Standing on the curb of the market building along the main street, he points to a spot a few feet away. This, he says, is where a car splashed me one day when I was about to cross the street. He points again. Once, he says, I was standing there, and a car ran over my foot. But it didn’t break any bones, can you believe it?
I smile. I can believe it, because of the way he has survived over and over. The countless times he could have died, and instead walked away without a scratch to show for it. This survival, with a smile in his eyes, is so much of the reason that I want to write his stories down.
After the market we take a bus along the Danube to the Parliament building where Jaci and Uncle Frank sit in the shade while my Aunt Kati and Margaret and I walk around.
Along the neat lawns and extravagant spires, I am ecstatic to find old friends growing in the garden beds— lavender, rose, valerian, yarrow, sage, morning glory. The beds are packed with them, bounding up and intermingling. I caress the familiar faces and smile in greeting at the honey bees and ladybugs. I bow to them and ask for little bits to press in remembrance of our meeting. There are some wild strawberries growing among the flowers, and one little fruit of sunshine and sweetness goes into each of our mouths as we walk away.
We go back towards the Gellért, and Margaret takes Uncle Frank home while Jaci goes with Aunt Kati and I to get some money changed and buy chicken for dinner. First, we stop by the chicken shop, which is a small place on the corner. It has a couple birds on rotisserie and huge jars of pickles in the sun out front, just like my grandfather used to make them with slices of bread in the mouth of the jar. The storekeepers, who look like sisters and call across the counters to each other, tell us that the chickens will be ready in about 20 minutes if we want to come back then. In the meantime, we change money, and get ice cream at a little shop that Jaci says is best. It is excellent, and we share bites as we walk back towards the chicken shop and the Danube.
We part with Jaci near the river, and then Aunt Kati and I head back to the market in Pest to do grocery and gift shopping. The chicken is so hot that we have to put it in my Aunt’s baseball cap, and take turns carrying it around like a baby in our arms.

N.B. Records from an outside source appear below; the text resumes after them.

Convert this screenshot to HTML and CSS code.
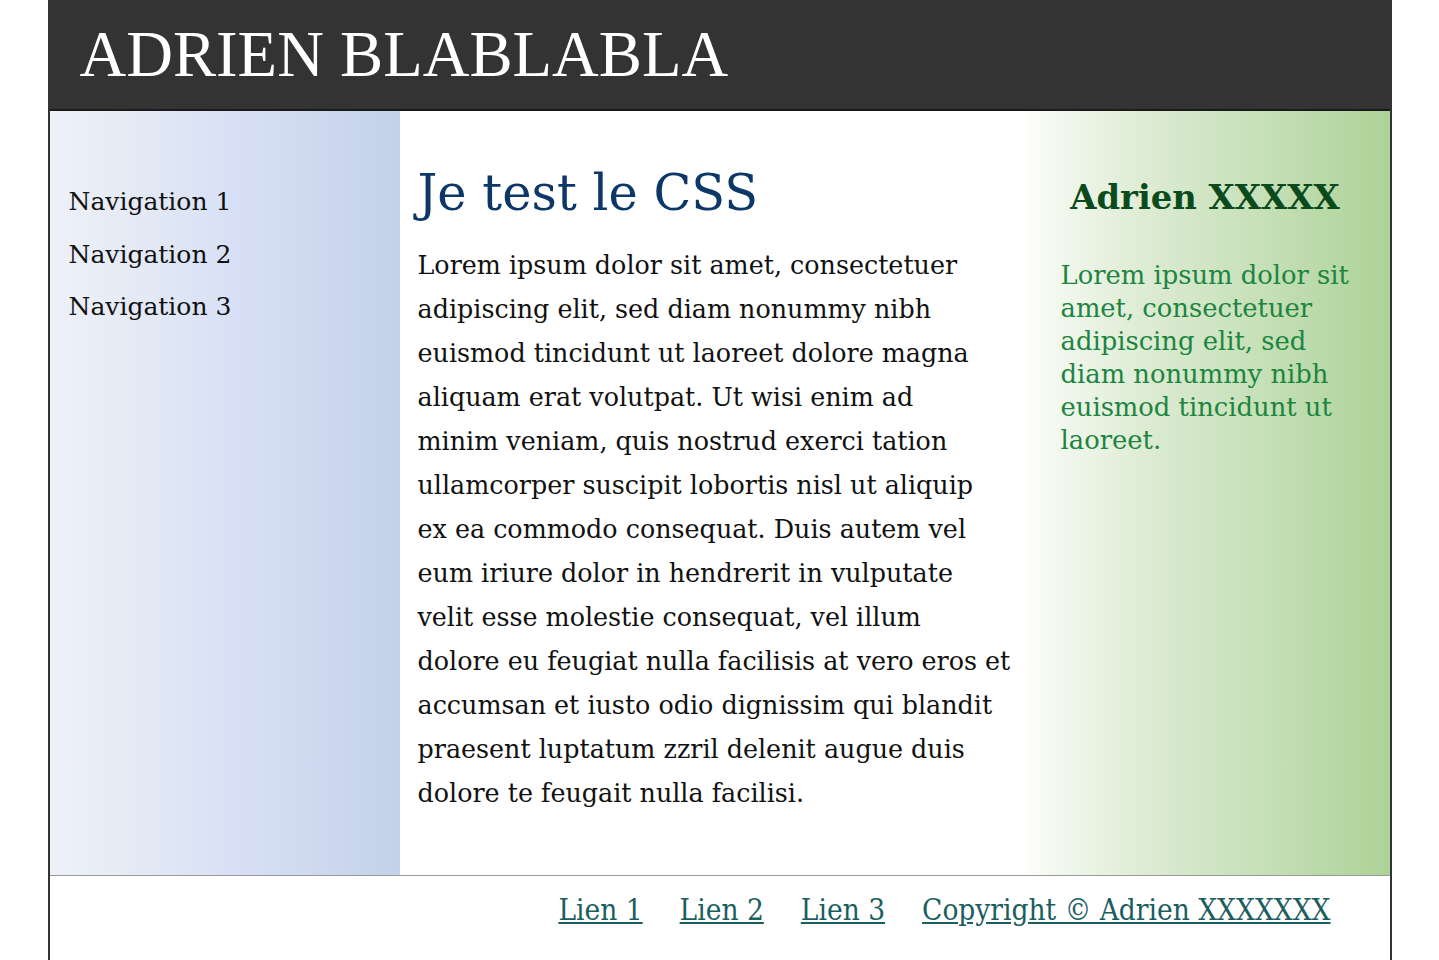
FILE: index.html
```html
<!DOCTYPE html>
<html lang="fr">
<head>
<meta charset="utf-8">
<title>Adrien Blablabla</title>
<link rel="stylesheet" href="styles.css">
</head>
<body>
<div class="page">
  <header class="header">
    <h1 class="site-title">ADRIEN BLABLABLA</h1>
  </header>
  <div class="layout">
    <nav class="nav">
      <ul class="nav-list">
        <li>Navigation 1</li>
        <li>Navigation 2</li>
        <li>Navigation 3</li>
      </ul>
    </nav>
    <main class="main">
      <h2 class="main-title">Je test le CSS</h2>
      <p class="main-text">Lorem ipsum dolor sit amet, consectetuer adipiscing elit, sed diam nonummy nibh euismod tincidunt ut laoreet dolore magna aliquam erat volutpat. Ut wisi enim ad minim&nbsp;veniam, quis nostrud exerci tation ullamcorper suscipit lobortis nisl ut aliquip ex&nbsp;ea commodo consequat. Duis autem vel eum iriure dolor in hendrerit in vulputate velit esse molestie consequat, vel illum dolore&nbsp;eu feugiat nulla facilisis at vero eros et accumsan et iusto odio dignissim qui blandit praesent luptatum zzril delenit augue duis dolore te feugait nulla facilisi.</p>
    </main>
    <aside class="aside">
      <h3 class="aside-title">Adrien XXXXX</h3>
      <p class="aside-text">Lorem ipsum dolor sit amet, consectetuer adipiscing elit, sed diam nonummy nibh euismod tincidunt ut laoreet.</p>
    </aside>
  </div>
  <footer class="footer">
    <a href="#" class="footer-link">Lien 1</a>
    <a href="#" class="footer-link">Lien 2</a>
    <a href="#" class="footer-link">Lien 3</a>
    <a href="#" class="footer-link">Copyright © Adrien XXXXXXX</a>
  </footer>
</div>
</body>
</html>
```

FILE: styles.css
```css
html, body {
  margin: 0;
  padding: 0;
  background: #ffffff;
}

body {
  font-family: "DejaVu Serif", "Liberation Serif", serif;
  color: #111;
}

.page {
  width: 1344px;
  margin: 0 auto;
  box-sizing: border-box;
  border-left: 2px solid #333;
  border-right: 2px solid #333;
  min-height: 960px;
}

.header {
  background: #333333;
  height: 109px;
  border-bottom: 2px solid #1a1a1a;
  display: flex;
  align-items: center;
  padding-left: 30px;
}

.site-title {
  margin: 0;
  color: #fff;
  font-family: "Liberation Serif", "Times New Roman", serif;
  font-weight: normal;
  font-size: 64.7px;
  line-height: 1;
}

.layout {
  display: grid;
  grid-template-columns: 350px 1fr 370px;
  height: 764px;
  border-bottom: 1px solid #9a9a9a;
}

.nav {
  background: linear-gradient(to right, #eef1f8 0%, #e2e8f4 30%, #d6dff6 55%, #cfd9f0 75%, #c3d1ea 100%);
  padding: 74px 0 0 19px;
}

.nav-list {
  list-style: none;
  margin: 0;
  padding: 0;
  display: flex;
  flex-direction: column;
  gap: 19.5px;
}

.nav-list li {
  font-size: 25px;
  line-height: 33px;
  color: #111;
}

.main {
  padding: 50px 6px 0 18px;
}

.main-title {
  margin: 0 0 18px;
  font-size: 49.5px;
  line-height: 64px;
  font-weight: normal;
  color: #0d3766;
}

.main-text {
  margin: 0;
  font-size: 25.4px;
  line-height: 44px;
  color: #111;
}

.aside {
  background: linear-gradient(to right, #ffffff 0%, #f4f9f1 8%, #dcebd2 35%, #c6e0b8 65%, #add297 100%);
  padding: 66px 40px 0 41px;
}

.aside-title {
  margin: 0 0 42px;
  text-align: center;
  font-size: 33.8px;
  line-height: 40px;
  color: #0a4a1c;
}

.aside-text {
  margin: 0;
  font-size: 25.8px;
  line-height: 33px;
  color: #1c8540;
}

.footer {
  display: flex;
  justify-content: flex-end;
  gap: 37px;
  padding: 14px 59px 0 0;
}

.footer-link {
  color: #1b5e5e;
  font-family: "DejaVu Serif Condensed", "DejaVu Serif", serif;
  font-stretch: condensed;
  font-size: 29.5px;
  line-height: 40px;
  text-decoration: underline;
}
```
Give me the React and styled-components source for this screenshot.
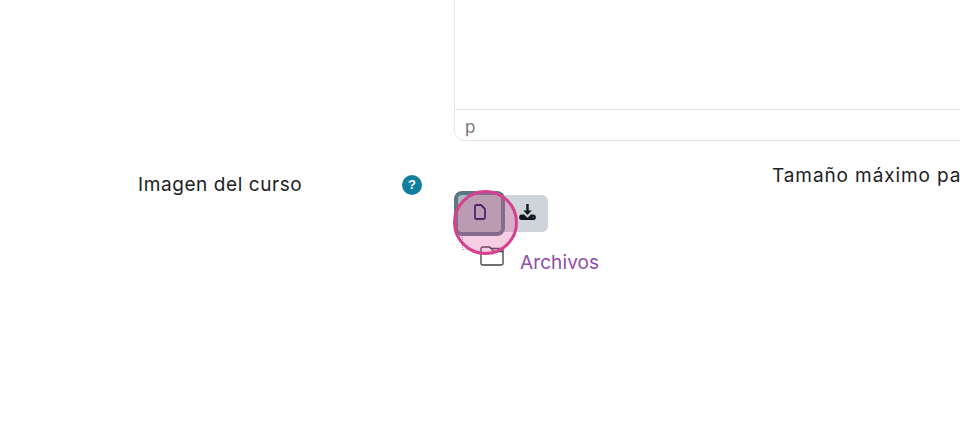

Back in the market, we get ham, cheese, butter, dishwashing pods, bread, salami, and a big bag of cherries. We go downstairs for Aldi’s and upstairs to look at the embroidery and clothes, most of which are beautifully done, but made of polyester instead of the traditional cotton and wool. There is one cotton blouse that I see. It is creamy white and striped with strawberry red thread, and there is a little tag hanging off it with a photograph of a grandmother at a loom weaving. The stall is run by a very sweet woman who tells us the story of these blouses that she has hand sewn with cotton woven by a family in Hungary. This is the kind of story that I want to wear, and so one of them comes home with me.
Bags full of groceries, we get on the bus and go back towards the apartment, but end up taking the wrong line and getting a little lost. Navigating by the sun, we get going in the right direction and make a sweaty return to the shade of our rooms.
After carrying this succulent chicken around on a lunch of ice cream, the early dinner we eat is divine. There is rétes for dessert, and then Margaret and Aunt Kati go out for palinka at the liquor store downstairs. While they are gone, Jaci and Klari surprise us at the door (with palinka!), honey and paprika for us to take home as gifts. When Aunt Kati and Margaret get back we have shots of Unicum and palinka and snack on these incredible lekvar (reduced italian prune jam) shortbread kiflies that Klari made. We all sit at the table together and talk plans for later in the week and hear stories from their childhood. I learn about Kato Neni (my great Uncle’s older sister, and Jaci and Klari’s mother) moving from Kunágota, the town where our shared family was born, to a little town in what’s now Romania, and then back to Kunágota, and how she refused to come to the US, and only moved to Budapest because Apa (my grandfather, her younger brother) told her after he and the rest of the family had escaped where they hid the key to the tiny apartment they’d all been living in.
I learn about some of Jaci and Klari’s experiences, and part of the history of Christianity and life under Communist rule here, and how hard it was.
I cannot imagine living in the world of these recent histories, but cradle the resistance and survival of those who’ve come before me. These experiences become matches and fuel in my toolbox, and I begin to ferment on how best they can be used. Because I know that the fight might have left Hungary, but it only went on to settle in other places, where other families may not be so lucky as ours.
After the stories are told and the drinks are empty, Jaci and Klari leave with Aunt Kati and Margaret to go get bus tickets for tomorrow, and I head off to bed.